**What you are asked to do:** Reproduce the data exactly and drop any pictures it holds.

--- Start ---

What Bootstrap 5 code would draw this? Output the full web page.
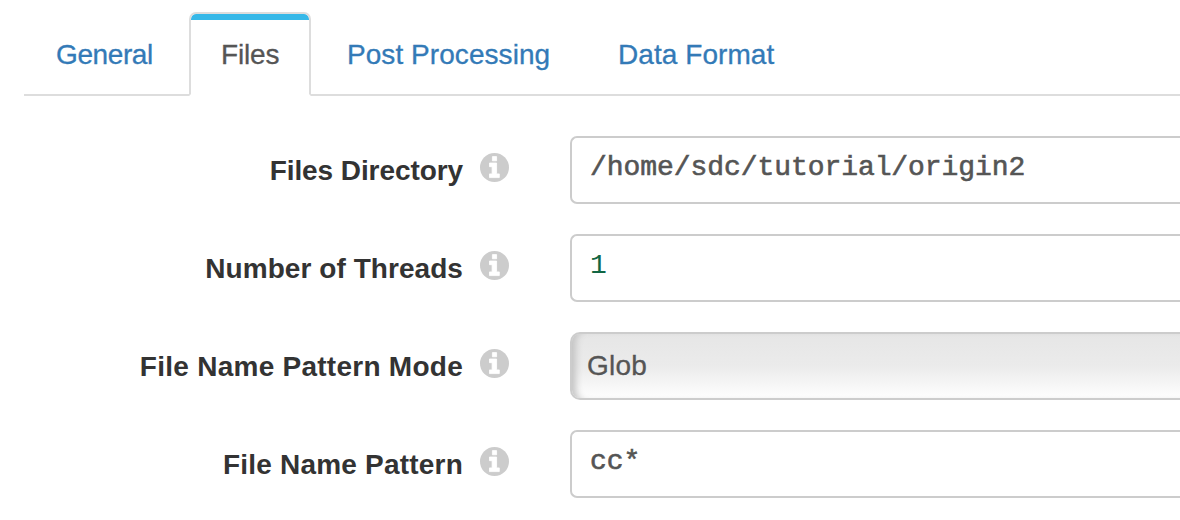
<!DOCTYPE html>
<html lang="en">
<head>
<meta charset="utf-8">
<meta name="viewport" content="width=device-width, initial-scale=1">
<title>Files origin configuration</title>
<link href="https://cdn.jsdelivr.net/npm/bootstrap@5.3.0/dist/css/bootstrap.min.css" rel="stylesheet">
<style>
  body { font-family: "Liberation Sans", Arial, sans-serif; font-size: 28px; line-height: 40px; color: #333; background: #fff; height: 520px; }
  .config-tabs { --bs-nav-tabs-border-width: 2px; --bs-nav-tabs-border-color: #ddd; margin-left: 24px; padding-top: 12px; gap: 4px; }
  .config-tabs .nav-link { height: 84px; padding: 21px 0 0 30px; border: 2px solid transparent; border-radius: 7px 7px 0 0; margin-bottom: -2px; color: #337ab7; white-space: nowrap; -webkit-text-stroke: .3px currentColor; }
  .config-tabs .nav-link.active { color: #555; background: linear-gradient(#36b8e8 6px, #fff 6px) padding-box; border-color: #ddd #ddd #fff; }
  .tab-general { width: 161px; letter-spacing: -.4px; }
  .tab-files { width: 122px; letter-spacing: -.15px; }
  .tab-post { width: 267px; letter-spacing: .06px; }
  .tab-format { letter-spacing: .06px; }
  .config-form { padding-top: 40px; gap: 30px; }
  .config-row { height: 68px; }
  .config-label { width: 463px; padding-top: 15px; font-weight: 700; line-height: 40px; white-space: nowrap; }
  .label-directory { letter-spacing: -.08px; }
  .label-threads { letter-spacing: .06px; }
  .label-mode { letter-spacing: .26px; }
  .label-pattern { letter-spacing: .2px; }
  .info-icon { width: 29px; height: 29px; margin: 17px 61px 0 17px; }
  .config-input { height: 68px; border: 2px solid #ccc; border-right: 0; border-radius: 7px 0 0 7px; padding: 0 0 5px 18px; font-size: 28px; color: #555; box-shadow: none; }
  .code-input { font-family: "Liberation Mono", "Courier New", monospace; letter-spacing: -.06px; -webkit-text-stroke: .6px currentColor; }
  .number-input { color: #116644; -webkit-text-stroke: 0; }
  .select-input { border-radius: 10px 0 0 10px; padding-left: 15px; padding-bottom: 0; letter-spacing: .2px; -webkit-text-stroke: .3px currentColor; background: linear-gradient(#e6e6e6 0%, #ebebeb 50%, #fefefe 100%); box-shadow: inset 8px 0 7px -4px #c4c4c4; }
</style>
</head>
<body class="overflow-hidden">
<ul class="nav nav-tabs config-tabs flex-nowrap">
  <li class="nav-item tab-general"><a class="nav-link" href="#">General</a></li>
  <li class="nav-item tab-files"><a class="nav-link active" href="#">Files</a></li>
  <li class="nav-item tab-post"><a class="nav-link" href="#">Post Processing</a></li>
  <li class="nav-item tab-format"><a class="nav-link" href="#">Data Format</a></li>
</ul>
<svg class="d-none" aria-hidden="true">
  <symbol id="info" viewBox="0 0 29 29">
    <circle cx="14.5" cy="14.5" r="14.5" fill="#ccc"/>
    <path fill="#fff" stroke="#fff" stroke-width=".8" stroke-linejoin="round" d="M12.4 3.6h4.2v4.2h-4.2zM9.5 10h7.1v10.9h2.7v3.7H9.5v-3.7h2.6v-7.2H9.5z"/>
  </symbol>
</svg>
<form class="config-form d-flex flex-column">
  <div class="config-row d-flex">
    <label class="config-label label-directory text-end flex-shrink-0">Files Directory</label>
    <svg class="info-icon flex-shrink-0"><use href="#info"/></svg>
    <div class="config-input code-input flex-grow-1 d-flex align-items-center">/home/sdc/tutorial/origin2</div>
  </div>
  <div class="config-row d-flex">
    <label class="config-label label-threads text-end flex-shrink-0">Number of Threads</label>
    <svg class="info-icon flex-shrink-0"><use href="#info"/></svg>
    <div class="config-input code-input number-input flex-grow-1 d-flex align-items-center">1</div>
  </div>
  <div class="config-row d-flex">
    <label class="config-label label-mode text-end flex-shrink-0">File Name Pattern Mode</label>
    <svg class="info-icon flex-shrink-0"><use href="#info"/></svg>
    <div class="config-input select-input flex-grow-1 d-flex align-items-center">Glob</div>
  </div>
  <div class="config-row d-flex">
    <label class="config-label label-pattern text-end flex-shrink-0">File Name Pattern</label>
    <svg class="info-icon flex-shrink-0"><use href="#info"/></svg>
    <div class="config-input code-input flex-grow-1 d-flex align-items-center">cc*</div>
  </div>
</form>
<script src="https://cdn.jsdelivr.net/npm/bootstrap@5.3.0/dist/js/bootstrap.bundle.min.js"></script>
</body>
</html>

--- End ---

**Task solution:**
What Bootstrap 5 code would draw this? Output the full web page.
<!DOCTYPE html>
<html lang="en">
<head>
<meta charset="utf-8">
<meta name="viewport" content="width=device-width, initial-scale=1">
<title>Files origin configuration</title>
<link href="https://cdn.jsdelivr.net/npm/bootstrap@5.3.0/dist/css/bootstrap.min.css" rel="stylesheet">
<style>
  body { font-family: "Liberation Sans", Arial, sans-serif; font-size: 28px; line-height: 40px; color: #333; background: #fff; height: 520px; }
  .config-tabs { --bs-nav-tabs-border-width: 2px; --bs-nav-tabs-border-color: #ddd; margin-left: 24px; padding-top: 12px; gap: 4px; }
  .config-tabs .nav-link { height: 84px; padding: 21px 0 0 30px; border: 2px solid transparent; border-radius: 7px 7px 0 0; margin-bottom: -2px; color: #337ab7; white-space: nowrap; -webkit-text-stroke: .3px currentColor; }
  .config-tabs .nav-link.active { color: #555; background: linear-gradient(#36b8e8 6px, #fff 6px) padding-box; border-color: #ddd #ddd #fff; }
  .tab-general { width: 161px; letter-spacing: -.4px; }
  .tab-files { width: 122px; letter-spacing: -.15px; }
  .tab-post { width: 267px; letter-spacing: .06px; }
  .tab-format { letter-spacing: .06px; }
  .config-form { padding-top: 40px; gap: 30px; }
  .config-row { height: 68px; }
  .config-label { width: 463px; padding-top: 15px; font-weight: 700; line-height: 40px; white-space: nowrap; }
  .label-directory { letter-spacing: -.08px; }
  .label-threads { letter-spacing: .06px; }
  .label-mode { letter-spacing: .26px; }
  .label-pattern { letter-spacing: .2px; }
  .info-icon { width: 29px; height: 29px; margin: 17px 61px 0 17px; }
  .config-input { height: 68px; border: 2px solid #ccc; border-right: 0; border-radius: 7px 0 0 7px; padding: 0 0 5px 18px; font-size: 28px; color: #555; box-shadow: none; }
  .code-input { font-family: "Liberation Mono", "Courier New", monospace; letter-spacing: -.06px; -webkit-text-stroke: .6px currentColor; }
  .number-input { color: #116644; -webkit-text-stroke: 0; }
  .select-input { border-radius: 10px 0 0 10px; padding-left: 15px; padding-bottom: 0; letter-spacing: .2px; -webkit-text-stroke: .3px currentColor; background: linear-gradient(#e6e6e6 0%, #ebebeb 50%, #fefefe 100%); box-shadow: inset 8px 0 7px -4px #c4c4c4; }
</style>
</head>
<body class="overflow-hidden">
<ul class="nav nav-tabs config-tabs flex-nowrap">
  <li class="nav-item tab-general"><a class="nav-link" href="#">General</a></li>
  <li class="nav-item tab-files"><a class="nav-link active" href="#">Files</a></li>
  <li class="nav-item tab-post"><a class="nav-link" href="#">Post Processing</a></li>
  <li class="nav-item tab-format"><a class="nav-link" href="#">Data Format</a></li>
</ul>
<svg class="d-none" aria-hidden="true">
  <symbol id="info" viewBox="0 0 29 29">
    <circle cx="14.5" cy="14.5" r="14.5" fill="#ccc"/>
    <path fill="#fff" stroke="#fff" stroke-width=".8" stroke-linejoin="round" d="M12.4 3.6h4.2v4.2h-4.2zM9.5 10h7.1v10.9h2.7v3.7H9.5v-3.7h2.6v-7.2H9.5z"/>
  </symbol>
</svg>
<form class="config-form d-flex flex-column">
  <div class="config-row d-flex">
    <label class="config-label label-directory text-end flex-shrink-0">Files Directory</label>
    <svg class="info-icon flex-shrink-0"><use href="#info"/></svg>
    <div class="config-input code-input flex-grow-1 d-flex align-items-center">/home/sdc/tutorial/origin2</div>
  </div>
  <div class="config-row d-flex">
    <label class="config-label label-threads text-end flex-shrink-0">Number of Threads</label>
    <svg class="info-icon flex-shrink-0"><use href="#info"/></svg>
    <div class="config-input code-input number-input flex-grow-1 d-flex align-items-center">1</div>
  </div>
  <div class="config-row d-flex">
    <label class="config-label label-mode text-end flex-shrink-0">File Name Pattern Mode</label>
    <svg class="info-icon flex-shrink-0"><use href="#info"/></svg>
    <div class="config-input select-input flex-grow-1 d-flex align-items-center">Glob</div>
  </div>
  <div class="config-row d-flex">
    <label class="config-label label-pattern text-end flex-shrink-0">File Name Pattern</label>
    <svg class="info-icon flex-shrink-0"><use href="#info"/></svg>
    <div class="config-input code-input flex-grow-1 d-flex align-items-center">cc*</div>
  </div>
</form>
<script src="https://cdn.jsdelivr.net/npm/bootstrap@5.3.0/dist/js/bootstrap.bundle.min.js"></script>
</body>
</html>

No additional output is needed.